If the capacitor discharged that quickly, it's probably because you had the ammeter in parallel with the capacitor, allowing the current to bypass the resistor or bulb. An ammeter is a very low-resistance device, and if it is connected in parallel it's likely to be damaged.
If the ammeter is connected in series with the capacitor and the resistor or bulb, the capacitor will discharge at about the same rate as in the first setup.
** Times to fall from initial current to half; 75% to half this; 50% to half this; 25% to half this, based on graph. **
The times for all of these turned out to be 0 because of my data that i observed.
** Within experimental uncertainty, are the times you reported above the same?; Are they the same as the times you reports for voltages to drop from 4 v to 2 v, 3 v to 1.5 v, etc?; Is there any pattern here? **
Yes, the times I reported above are the same. They are all 0 but they are not the same times that I reported for voltages from the previous procedure.
** Table of voltage, current and resistance vs. clock time: **
The clock times are all 0 for each of the currents. This was because the capacitor discharged so quickly.
For voltage vs. clock time:
.8 times initial current about 8 seconds
.6 about 13 seconds
.4 about 18 seconds
.2 about 36 seconds
.1 about 58 seconds
** Slope and vertical intercept of R vs. I graph; units of your slope and vertical intercept; equation of your straight line. **
** Report for the 'other' resistor:; Resistance; half-life; explanation of half-life; equation of R vs. I; complete report. **
100 ohms resistance
about +-1 minute and 5 seconds
I used the same procedure as the first procedure, using the same giving voltages and observing how long it took to reach the voltages.
** Number of times you had to reverse the cranking before you first saw a negative voltage, with 6.3 V .15 A bulb; descriptions. **
I had to reverse the cranking time about 3 times before I saw mu first negative sign.
I think that my estimate was pretty accurate because I preformed the procedure twice and came up with the same observations both times.
The bulb looked like to would shine at its brightest when I should switch from cranking the generator from inverse to reverse. The bulb would become bright when I would first start cranking, then it would dim a little and stay at a constant shine.
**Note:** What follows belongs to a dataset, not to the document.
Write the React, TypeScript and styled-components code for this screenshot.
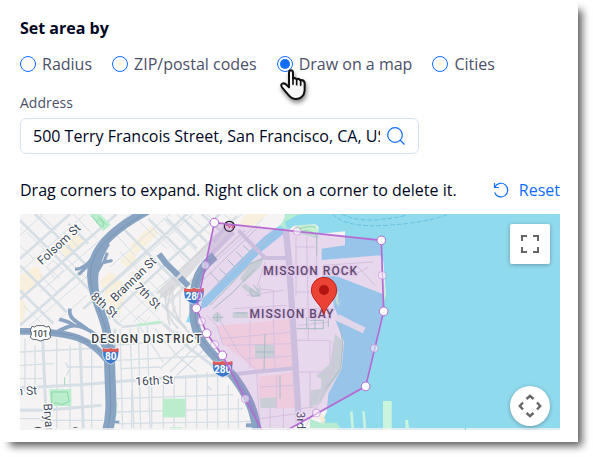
import React, { useState } from 'react';
import styled, { createGlobalStyle } from 'styled-components';

const GlobalStyle = createGlobalStyle`
  *, *::before, *::after { box-sizing: border-box; }
  body { margin: 0; background: #fff; font-family: "Open Sans", "Noto Sans", sans-serif; color: #000624; }
`;

const Page = styled.div`
  padding: 0 15px 15px 0;
`;

const Card = styled.main`
  background: #fff;
  padding: 16px 18px 12px 20px;
  box-shadow: 7px 7px 8px -3px rgba(0, 0, 0, 0.65);
`;

const RadioSet = styled.fieldset`
  border: 0;
  margin: 0;
  padding: 0;
`;

const SetTitle = styled.legend`
  padding: 0;
  font-size: 16px;
  line-height: 24px;
  font-weight: 700;
`;

const RadioRow = styled.div`
  display: flex;
  gap: 20px;
  padding-top: 12px;
`;

const RadioLabel = styled.label`
  position: relative;
  display: flex;
  align-items: center;
  gap: 6px;
  font-size: 16px;
  line-height: 24px;
  color: #4c4f69;
  white-space: nowrap;
`;

const Radio = styled.input`
  appearance: none;
  flex: none;
  width: 16px;
  height: 16px;
  margin: 0;
  border: 1px solid #116dff;
  border-radius: 50%;
  background: #fff;
  &:checked {
    padding: 2px;
    background: #116dff content-box;
  }
`;

const Pointer = styled.svg`
  position: absolute;
  left: 3px;
  top: 17px;
  z-index: 1;
  width: 28px;
  height: 32px;
  overflow: visible;
  filter: drop-shadow(1px 3px 2px rgba(0, 0, 0, 0.45));
  pointer-events: none;
`;

const FieldLabel = styled.label`
  display: block;
  padding-top: 18px;
  font-size: 14px;
  line-height: 18px;
  color: #4c4f69;
`;

const SearchBox = styled.div`
  display: flex;
  align-items: center;
  gap: 6px;
  max-width: 399px;
  height: 36px;
  margin-top: 6px;
  padding: 0 12px;
  border: 1px solid #d3e3fd;
  border-radius: 6px;
`;

const AddressInput = styled.input`
  flex: 1;
  min-width: 0;
  height: 100%;
  padding: 0;
  border: 0;
  outline: 0;
  background: none;
  font: inherit;
  font-size: 16px;
  color: #000624;
`;

const IconButton = styled.button`
  display: flex;
  padding: 0;
  border: 0;
  background: none;
  color: #116dff;
`;

const HintRow = styled.div`
  display: flex;
  align-items: center;
  justify-content: space-between;
  padding: 24px 0 12px;
  font-size: 16px;
  line-height: 24px;
`;

const Hint = styled.p`
  margin: 0;
`;

const ResetButton = styled.button`
  display: flex;
  align-items: center;
  gap: 10px;
  padding: 0;
  border: 0;
  background: none;
  color: #116dff;
  font: inherit;
`;

const MapFrame = styled.section`
  position: relative;
  height: 216px;
  overflow: hidden;
  background: #90daee;
`;

const MapDrawing = styled.svg`
  display: block;
  width: 100%;
  height: 100%;
`;

const MapButton = styled.button<{ $round?: boolean }>`
  position: absolute;
  right: 10px;
  ${(p) => (p.$round ? 'bottom: 4px;' : 'top: 10px;')}
  display: flex;
  align-items: center;
  justify-content: center;
  width: 40px;
  height: 40px;
  padding: 0;
  border: 0;
  border-radius: ${(p) => (p.$round ? '50%' : '2px')};
  background: #fff;
  box-shadow: 0 1px 4px rgba(0, 0, 0, 0.3);
`;

const StreetText = styled.text`
  font-family: Roboto, sans-serif;
  font-size: 36px;
  fill: #3f4a5c;
  stroke: #fff;
  stroke-width: 7px;
  stroke-linejoin: round;
  paint-order: stroke;
  text-anchor: middle;
  dominant-baseline: central;
`;

const DistrictText = styled(StreetText)<{ $inside?: boolean }>`
  font-weight: 500;
  letter-spacing: 3px;
  fill: ${(p) => (p.$inside ? '#4b4358' : '#3a3d42')};
  stroke: ${(p) => (p.$inside ? '#ecdff0' : '#fff')};
`;

const ShieldText = styled.text<{ $dark?: boolean }>`
  font-family: Roboto, sans-serif;
  font-size: ${(p) => (p.$dark ? 27 : 30)}px;
  font-weight: ${(p) => (p.$dark ? 500 : 700)};
  fill: ${(p) => (p.$dark ? '#4b5158' : '#fff')};
  text-anchor: middle;
`;

const methods = ['Radius', 'ZIP/postal codes', 'Draw on a map', 'Cities'];

const corners: [number, number][] = [
  [583, 32], [1084, 85], [1091, 298], [1037, 523], [743, 687], [607, 430], [560, 364], [529, 289],
];
const midpoints: [number, number][] = [
  [832, 58], [1087, 190], [1063, 409], [889, 603], [676, 560], [584, 398], [544, 328], [556, 160],
];
const area = corners.map((c) => c.join(',')).join(' ');

function Shield({ x, y, label }: { x: number; y: number; label: string }) {
  const w = label.length > 2 ? 29 : 23;
  return (
    <g transform={`translate(${x} ${y})`}>
      <path
        d={`M${-w} -23 Q${-w / 2} -17 0 -23 Q${w / 2} -17 ${w} -23 Q${w + 4} 0 ${w - 5} 13 Q${w / 2} 22 0 26 Q${-w / 2} 22 ${-w + 5} 13 Q${-w - 4} 0 ${-w} -23Z`}
        fill="#3c78c8" stroke="#fff" strokeWidth="2"
      />
      <path d={`M${-w} -23 Q${-w / 2} -17 0 -23 Q${w / 2} -17 ${w} -23 L${w + 1} -12 H${-w - 1}Z`} fill="#e25b56" />
      <ShieldText y="13">{label}</ShieldText>
    </g>
  );
}

function CityMap() {
  return (
    <MapDrawing viewBox="0 6 1620 648" preserveAspectRatio="xMinYMin slice" role="img" aria-label="Map of Mission Bay">
      <defs>
        <clipPath id="soma">
          <path d="M0 6H800L735 70L530 270L500 350L300 342L225 310L150 290L100 350H0Z" />
        </clipPath>
        <clipPath id="south">
          <path d="M0 372H100L200 380L250 352L420 330L500 350L600 470L690 580L705 654H0Z" />
        </clipPath>
      </defs>
      <rect y="6" width="1620" height="648" fill="#f5f3f4" />

      {/* commercial blocks */}
      <g fill="#f8efdc">
        <path d="M0 190L50 160L75 200L22 245H0Z" />
        <path d="M110 100L170 55L200 85L140 140Z" />
        <path d="M330 100L395 40L415 65L345 130Z" />
        <path d="M240 205L275 180L320 225L300 310L262 270Z" />
        <path d="M0 250L20 285L10 325L0 335Z" />
        <path d="M680 6H745L690 50L660 35Z" />
        <path d="M300 150L330 115L350 140L325 170Z" />
      </g>

      {/* diagonal street grid */}
      <g clipPath="url(#soma)" fill="none" stroke="#d5dfe5">
        <path strokeWidth="3" d="M0 70L70 6M0 180L195 6M60 240L330 6M28 342L205 190M110 330L200 250M280 215L520 6M270 165L450 6M300 330L640 30M340 330L430 250M420 225L665 6M440 280L730 20M60 190L115 245M20 60L90 130M60 6L110 55M130 60L180 110M160 6L230 80M110 110L200 200M290 70L345 130M320 60L400 140M350 20L440 110M400 50L510 160M430 20L540 130M470 6L570 100M500 6L590 85M300 270L370 340M330 235L420 325M380 200L470 290M410 180L450 220M0 100L40 140M10 280L65 335M120 285L160 325M300 120L370 190M560 6L610 50M610 6L650 40M80 165L100 145L130 175L105 200ZM88 168L120 200M350 310L375 330L390 315" />
        <path strokeWidth="8" d="M0 140L150 6M0 262L290 6M0 340L90 262L215 150M190 290L455 50L500 6M240 342L400 190L600 6M0 25L215 240M45 6L200 160M145 35L205 95M0 160L160 320M0 235L100 335M300 40L520 260M385 20L510 145M365 220L510 360M440 20L530 110M235 275L305 345M490 20L560 90M545 6L600 55" />
      </g>

      {/* southern street grid */}
      <g clipPath="url(#south)" fill="none" stroke="#d5dfe5">
        <path strokeWidth="4" d="M15 380V540M45 400V520M110 380V654M150 400V654M215 400V654M300 350L308 654M330 350L342 654M355 345L362 654M382 340L390 654M335 535V654M395 500V654M430 500V654M462 495V654M497 490V654M530 485V654M562 480V654M593 490V654M625 520V654M655 560V654M0 420L240 408M0 460L100 455M140 465H250M285 400L410 390M285 445L600 430M300 470L420 465M290 560L640 548M290 600L670 590M60 625H250M290 635L700 628M0 500H70M420 470L520 380M450 480L540 390M470 490L560 405M360 345L430 450M405 350L470 430L530 480M0 620H60M135 452L150 470L140 490M560 520L575 535" />
        <path strokeWidth="9" d="M68 375L80 654M180 390L190 654M0 528L180 518L400 500L610 488L640 485M0 595H80L245 580M285 350V420M430 335L510 410L610 485" />
      </g>
      <path d="M305 345L430 331" fill="none" stroke="#d5dfe5" strokeWidth="7" />

      {/* parks */}
      <g fill="#b9edcc">
        <path d="M208 6H240L272 38L250 57Z" />
        <path d="M88 532H154V582H92Z" />
        <rect x="428" y="560" width="68" height="56" />
        <path d="M350 336L420 326L424 332L356 343Z" />
        <rect x="450" y="646" width="38" height="8" />
        <path d="M286 570H292L290 614H284Z" />
      </g>
      <path
        d="M215 12L230 30M235 14L260 40M228 30Q245 15 250 35T228 30M95 540H142L148 568L125 578L108 572L96 578ZM134 496V518"
        fill="none" stroke="#83d3a6" strokeWidth="2.5"
      />

      {/* rail yard */}
      <g fill="none" stroke="#d1d3d8">
        <path d="M425 252L480 200L560 110L640 35" strokeWidth="26" opacity=".65" />
        <path d="M410 245L650 12M450 265L675 55M420 255L460 220Q430 290 450 340M440 240Q425 300 475 350M460 225Q445 300 510 365" strokeWidth="5" opacity=".8" />
      </g>
      <path d="M440 350L500 370M480 240V320M460 250V310" stroke="#dfe1e5" strokeWidth="5" />

      {/* Mission Bay ground */}
      <path d="M590 342L815 320L824 468L710 480L670 442L610 400Z" fill="#fde4e2" />
      <path d="M715 494L822 480L828 588L770 590L718 560Z" fill="#fde4e2" />
      <g fill="#cfe7d8">
        <path d="M705 399H763V439H705Z" />
        <path d="M720 559L770 556V588H722Z" />
        <path d="M638 300H684V318H638Z" />
        <path d="M660 200L690 155L735 132L720 165L672 212Z" />
        <path d="M662 222L676 215L712 240L722 214V255H700Z" />
        <path d="M945 365L970 390L960 480L920 540L898 580L905 502L888 492L930 455Z" />
        <path d="M872 535L905 530L895 575L868 588Z" />
        <circle cx="592" cy="316" r="14" />
      </g>
      <path d="M825 40L885 38L895 55V80L830 62Z" fill="#c5f0d2" />
      <path d="M835 52Q865 40 888 46M840 62Q860 45 890 70" stroke="#98d7b3" strokeWidth="3" fill="none" />

      {/* water */}
      <g fill="#90daee">
        <path d="M795 6H1620V654H952L942 636L905 632L920 600L925 545L965 470L972 390L945 322L1028 363L1036 347L955 312L942 285L938 250L925 235L905 192L950 193L1098 250L1090 150L1080 130L905 144V110L975 100V58L895 66V44L885 37L800 42Z" />
        <path d="M548 260L640 165L730 76L785 36L800 6H850V20L805 54L720 122L655 190L560 284L540 292Z" />
        <path d="M508 305L498 330L515 332V305Z" />
      </g>
      <path d="M938 6Q975 48 1100 40T1285 6M965 6Q1010 30 1085 22T1160 6" fill="none" stroke="#66c3dc" strokeWidth="3" strokeDasharray="14 6" />
      <path d="M780 42L800 52L795 30L830 10L850 6H800Z" fill="#b6edd2" />
      <g fill="#caf5dd">
        <path d="M1089 567H1115V654H1089Z" />
        <path d="M990 600L998 598L1002 648H994ZM1027 598L1034 597L1039 648H1031ZM1155 625L1164 623L1167 648H1157Z" />
        <path d="M870 620L900 632H950L962 648H870Z" fill="#b6ebcf" />
        <path d="M955 235L945 262L952 280L963 265L948 310L955 290Z" />
      </g>
      <path d="M897 615L905 605L917 625L910 636Z" fill="#f7ead3" />
      <path d="M1084 150L1098 250L1092 268L1086 215Z" fill="#cfe7d8" />

      {/* Mission Bay streets */}
      <g fill="none" stroke="#d3d3e2">
        <path d="M600 492L700 480L830 468M655 55L735 138H806M630 30L580 90" strokeWidth="12" />
        <path d="M797 50L806 140L818 320L838 654" strokeWidth="19" />
        <path d="M570 130L640 60" strokeWidth="15" />
      </g>
      <g fill="none" stroke="#dcd5e3" strokeWidth="3">
        <path d="M600 380L820 360M690 325V470M760 320L765 470M620 400L820 395M680 440L822 432M600 325L655 420L715 480M560 310L590 340L610 400M770 490V590M720 525L825 520M710 480L720 654M750 590V654M790 590V654M720 620L830 605M735 150L710 230L760 235V320M755 175L790 180M680 250L790 235M640 290L800 280M825 105H885M828 75V250M860 75L865 330M890 70V250M825 180L890 175M828 240H925M830 290H930M835 340L925 330M865 340V385M830 385H928L940 395V470L888 590L850 654M835 480H930M840 590L885 585M930 385V460M910 160L1060 150M1000 190L1045 165M1010 160L1065 220M870 480V585" />
      </g>
      <g fill="none" stroke="#a6cfc2" strokeWidth="3">
        <path d="M570 280L625 225L690 155L730 140M580 290L640 240L705 170M735 365L732 475M707 420H762M780 490V560M690 230L720 250L695 253ZM700 218L715 240M860 315V350M870 325H910V350H830M885 315V355M925 320V345M645 303H680M592 300V330M576 316H610M890 70V130M960 335L968 400L962 470L918 530M598 210L570 182M620 190L598 170M645 165L622 142M670 140L648 118M690 120L670 100" />
      </g>
      <path d="M548 205L720 40M575 235L745 75" stroke="#c9d3dc" strokeWidth="3" fill="none" />
      <path d="M948 310L960 308L1036 347L1028 363L945 325Z" fill="#eef0f1" />

      {/* freeways */}
      <g fill="none" stroke="#89a4c2" strokeLinejoin="round">
        <path d="M385 -6C310 35 213 95 214 190C216 270 268 320 268 430" strokeWidth="26" />
        <path d="M268 400C268 540 282 590 262 660" strokeWidth="33" />
        <path d="M265 95C225 155 220 210 240 275" strokeWidth="12" />
        <path d="M222 130C205 155 190 170 165 172M215 150L176 188M262 122L252 150L274 146L248 152L232 180" strokeWidth="9" />
        <path d="M-5 358H60C130 366 200 365 262 445" strokeWidth="20" />
        <path d="M95 368C140 345 155 333 190 347C220 358 245 382 255 415M150 290C143 325 180 330 205 355M118 322L145 330L165 342" strokeWidth="11" />
        <path d="M262 630H298" strokeWidth="8" />
        <path d="M417 126L438 154L475 190M480 196L505 222" strokeWidth="18" />
        <path d="M584 132C520 180 520 240 522 310C525 400 600 440 646 500C690 560 703 600 712 660" strokeWidth="27" />
        <path d="M678 640H705" strokeWidth="12" />
      </g>
      <path
        d="M370 6C310 45 210 100 211 190C214 270 266 320 268 430C268 540 280 590 262 654M574 142C520 190 524 240 526 310C530 400 605 440 650 505C694 560 705 600 714 654M0 358H60C130 366 200 365 250 430"
        fill="none" stroke="#7896b7" strokeWidth="3"
      />

      {/* labels */}
      <StreetText transform="translate(117 97) rotate(-43)">Folsom St</StreetText>
      <StreetText transform="translate(340 202) rotate(-44)">Brannan St</StreetText>
      <StreetText transform="translate(253 279) rotate(42)">8th St</StreetText>
      <StreetText transform="translate(383 252) rotate(45)">7th St</StreetText>
      <StreetText transform="translate(403 506) rotate(-3)">16th St</StreetText>
      <StreetText transform="translate(-6 538) rotate(-3)">16th St</StreetText>
      <StreetText transform="translate(86 626) rotate(86)">Bryant</StreetText>
      <StreetText transform="translate(843 646) rotate(88)">3rd St</StreetText>
      <DistrictText x="381" y="382">DESIGN DISTRICT</DistrictText>
      <DistrictText $inside x="872" y="178">MISSION ROCK</DistrictText>
      <DistrictText $inside x="816" y="306">MISSION BAY</DistrictText>

      {/* route shields */}
      <path d="M36 343Q45 348 50 341H72Q78 348 87 343L92 354Q85 365 92 376Q86 384 72 383L61 387L50 383Q36 384 31 376Q38 365 31 354Z" fill="#fff" stroke="#5d646c" strokeWidth="3" />
      <ShieldText $dark x="61" y="374">101</ShieldText>
      <Shield x={272} y={431} label="80" />
      <Shield x={522} y={251} label="280" />
      <Shield x={608} y={470} label="280" />

      <circle cx="628" cy="43" r="15" fill="#eadfea" stroke="#17151a" strokeWidth="4" />
      <path d="M618 39L630 44L626 48M630 38L640 42L636 49" fill="none" stroke="#df5470" strokeWidth="4" />

      {/* selected area */}
      <polygon points={area} fill="rgb(180,110,210)" fillOpacity=".2" stroke="#b56bd3" strokeWidth="5" />
      {midpoints.map(([x, y]) => (
        <circle key={`m${x}`} cx={x} cy={y} r="12" fill="#fff" fillOpacity=".5" stroke="#b56bd3" strokeOpacity=".5" strokeWidth="3" />
      ))}
      {corners.map(([x, y]) => (
        <circle key={`c${x}`} cx={x} cy={y} r="13" fill="#fff" stroke="#b56bd3" strokeWidth="3" />
      ))}

      {/* attribution strip */}
      <path d="M0 648H1620V654H0Z" fill="#f3f3f3" opacity=".8" />
      <path d="M1336 648V654" stroke="#7bc7dc" strokeWidth="3" />
      <path d="M42 648Q54 642 66 648ZM158 648Q166 643 174 648Z" fill="#303236" />

      <path d="M912 308C907 278 874 265 874 234A38 38 0 0 1 950 234C950 265 917 278 912 308Z" fill="#ea4335" stroke="#c5221f" strokeWidth="3" />
      <circle cx="912" cy="234" r="15" fill="#b31412" />
    </MapDrawing>
  );
}

export default function App() {
  const [method, setMethod] = useState('Draw on a map');
  return (
    <>
      <GlobalStyle />
      <Page>
        <Card>
          <RadioSet>
            <SetTitle>Set area by</SetTitle>
            <RadioRow>
              {methods.map((m) => (
                <RadioLabel key={m}>
                  <Radio type="radio" name="method" value={m} checked={method === m} onChange={() => setMethod(m)} />
                  {m}
                  {m === 'Draw on a map' && (
                    <Pointer viewBox="0 0 84 96" aria-hidden="true">
                      <path
                        d="M27 12Q27 4 33 4Q39 4 39 12V29Q46 25 50 31Q57 27 61 34Q70 31 74 41V64Q73 77 65 84Q57 91 45 90Q34 89 27 80L6 55Q1 47 7 44Q13 41 20 48L27 55Z"
                        fill="#f7f7f7" stroke="#111" strokeWidth="6" strokeLinejoin="round"
                      />
                      <path d="M39 28V46M50 32V47M62 35V49" stroke="#111" strokeWidth="5" strokeLinecap="round" />
                    </Pointer>
                  )}
                </RadioLabel>
              ))}
            </RadioRow>
          </RadioSet>

          <FieldLabel htmlFor="address">Address</FieldLabel>
          <SearchBox>
            <AddressInput id="address" defaultValue="500 Terry Francois Street, San Francisco, CA, USA" />
            <IconButton type="button" aria-label="Search">
              <svg width="20" height="20" viewBox="0 0 20 20" fill="none" stroke="currentColor" strokeWidth="1.2">
                <circle cx="9" cy="9" r="7.3" />
                <path d="M14 14L18.5 18.5" />
              </svg>
            </IconButton>
          </SearchBox>

          <HintRow>
            <Hint>Drag corners to expand. Right click on a corner to delete it.</Hint>
            <ResetButton type="button">
              <svg width="16" height="16" viewBox="0 0 16 16" fill="none" stroke="currentColor" strokeWidth="1.2">
                <path d="M1.5 1V5.5H6M1.8 5.2A6.8 6.8 0 1 1 1.6 10.5" />
              </svg>
              Reset
            </ResetButton>
          </HintRow>

          <MapFrame>
            <CityMap />
            <MapButton type="button" aria-label="Full screen">
              <svg width="18" height="18" viewBox="0 0 18 18" fill="none" stroke="#666" strokeWidth="2">
                <path d="M1 6V1H6M12 1H17V6M17 12V17H12M6 17H1V12" />
              </svg>
            </MapButton>
            <MapButton type="button" $round aria-label="Camera controls">
              <svg width="24" height="24" viewBox="0 0 24 24" fill="none" stroke="#666" strokeWidth="2.4">
                <path d="M8.5 5L12 1.8L15.5 5M8.5 19L12 22.2L15.5 19M5 8.5L1.8 12L5 15.5M19 8.5L22.2 12L19 15.5" />
              </svg>
            </MapButton>
          </MapFrame>
        </Card>
      </Page>
    </>
  );
}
I think that the bulb was also brighter when I was cranking backwards.
** When the voltage was changing most quickly, was the bulb at it brightest, at its dimmest, or somewhere in between? **
When it was changing most quickly, the bulb was at its brightest.
I think that the relationship between the brightness of the bulb and the rate at which the capacitor voltage changes is that as the capacitor voltage changes at a faster rate (which was when the generator was reversed), the bulb becomes brighter.
** Number of times you had to reverse the cranking before you first saw a negative voltage, with 33 ohm resistor; descriptions. **
reversed about 3 times before I saw a negative voltage
I think my estimate is correct because I did the procedure twice and it took about 4 cranks in reverse both times before I saw negative voltage.
When I first cranked the generator at the double time constant rate of 165 cranks, I watched the voltmeter and the voltage gradually increased as I cranked the generator and by the time I got to 165 cranks, I was past 4 volts. When I then began to crank reverse for 1/4 of the time constant, the time then began to decrease at a steady pace, but quicker than it increased. I then reversed the generator in the opposite direction and the voltage began to go up again, I cranked for another 1/4 of a time constant. The third time I reversed the cranking, I then saw a negative voltage because the voltage started to decrease more rapidly.
** How many 'beeps', and how many seconds, were required to return to 0 voltage after reversal;; was voltage changing more quickly as you approached the 'peak' voltage or as you approached 0 voltage; 'peak' voltage. **
about 21 beeps, about 22 seconds
The voltage was changing more quickly as it approached the 0 voltage
2.3 volts
** Voltage at 1.5 cranks per second. **
about 3.6 volts
** Values of t / (RC), e^(-; t / (RC) ), 1 - e^(- t / (RC)) and V_source * (1 - e^(- t / (RC) ). **
.66, .51, .49, 1.99
I evaluated the above results by reading the instructions above and using my values that I obtained to plug into the equations.
** Your reported value of V(t) = V_source * (1 - e^(- t / (RC) ) and of the voltage observed after 100 'cranks'; difference between your observations and the value of V(t) as a percent of the value of V(t): **
1.99, 2.3
.31
** According to the function V(t) = V_source * (1 - e^(- t / (RC) ), what should be the voltages after 25, 50 and 75 'beeps'? **
-
** Values of reversed voltage, V_previous and V1_0, t; value of V1(t). **
-2.3, 2.3, -4.6, 22 seconds
13.7
I did the calculations by using the directions above to obtain the numbers and then plugged the numbers into the first equation to get v1(t)
** How many Coulombs does the capacitor store at 4 volts? **
It would have 4 Coulombs. I got this result by using the equation Farad= Coulomb / Volt. I then used my farad, being 1.0, and multiplied it by the volt, being 4, to come up with the Coulomb.
** How many Coulombs does the capacitor contain at 3.5 volts?; How many Coulombs does it therefore lose between 4 volts and 3.5 volts?; **
3.5, .5
** According to your data, how long did it take for this to occur when the flow was through a 33-ohm resistor?; On the average how many Coulombs therefore flowed per second as the capacitor discharged from 4 V to 3.5 V? **
6 seconds, .5
** According to your data, what was the average current as the voltage dropped from 4 V to 3.5 V?; How does this compare with the preceding result, how should it compare and why? **
** How long did it take you to complete the experiment? **
about 3 hours
** **
I found this lab a little difficult and confusing, especially towards the end
The lab gets a little more challenging toward the end.
See my notes and let me know if you have questions.